I’ve never been one.
I’m not a killer.
I’m a little girl who was playing in her room.
I’m not a killer
I’m a beach that, at a certain point, after years of pressing, compacting, sedimenting, has turned into a mountain.
She swallows the pills which the doctor had given her, stretching her legs to the sea. She repeats that she is not a killer, but aborts the fetus because she does not want that baby.
Maria evolves as a strong woman at the end of Thirsty Sea- the one who assures herself that she is not a killer, the woman who runs a shop presenting ideas to people, one who fights loneliness each day and finally the person who logically argues the case of abortion for herself, and decides on her own.
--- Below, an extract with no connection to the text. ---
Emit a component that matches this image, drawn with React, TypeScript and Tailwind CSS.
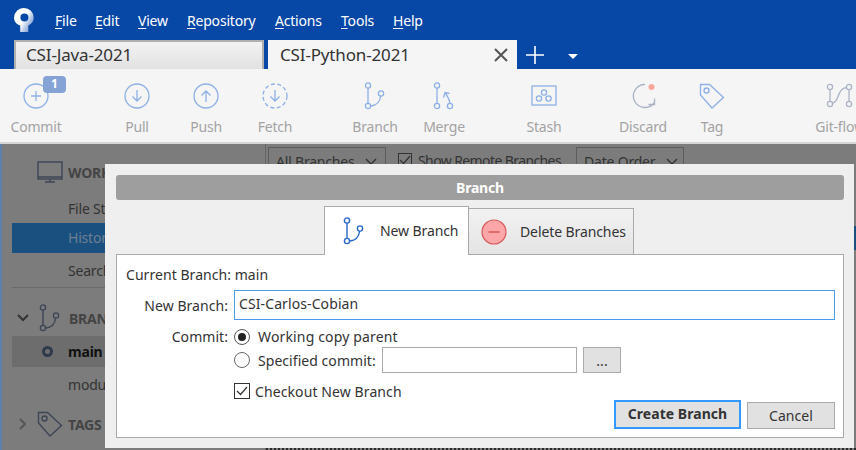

Erica Mau speaks a lot through the story of Maria. The apathy of humankind to be surrounded with people, yet to be cornered as lonely inhabitants of the planet, the topsy-turvy relationships which we all endure at some point of life and the courageous decisions we take by ourselves to move ahead in life, are a few of those. The character of Maria paints the delicacies of an introverted person, especially when living with someone like Nicola, who comes from a house full of people. How uneasy people are when it comes to giving gifts, and how being present while presenting is important, is a thread which remains with the readers. In the contemporary fast-paced world, where people live on back-breaking schedules, Maria walks at her pace. Though disturbed and sleepless many nights, she nurtures within her empathy and courage. Thirsty Sea breaks at a point where the reader can wade in the waters with Maria, and then they lean on each other.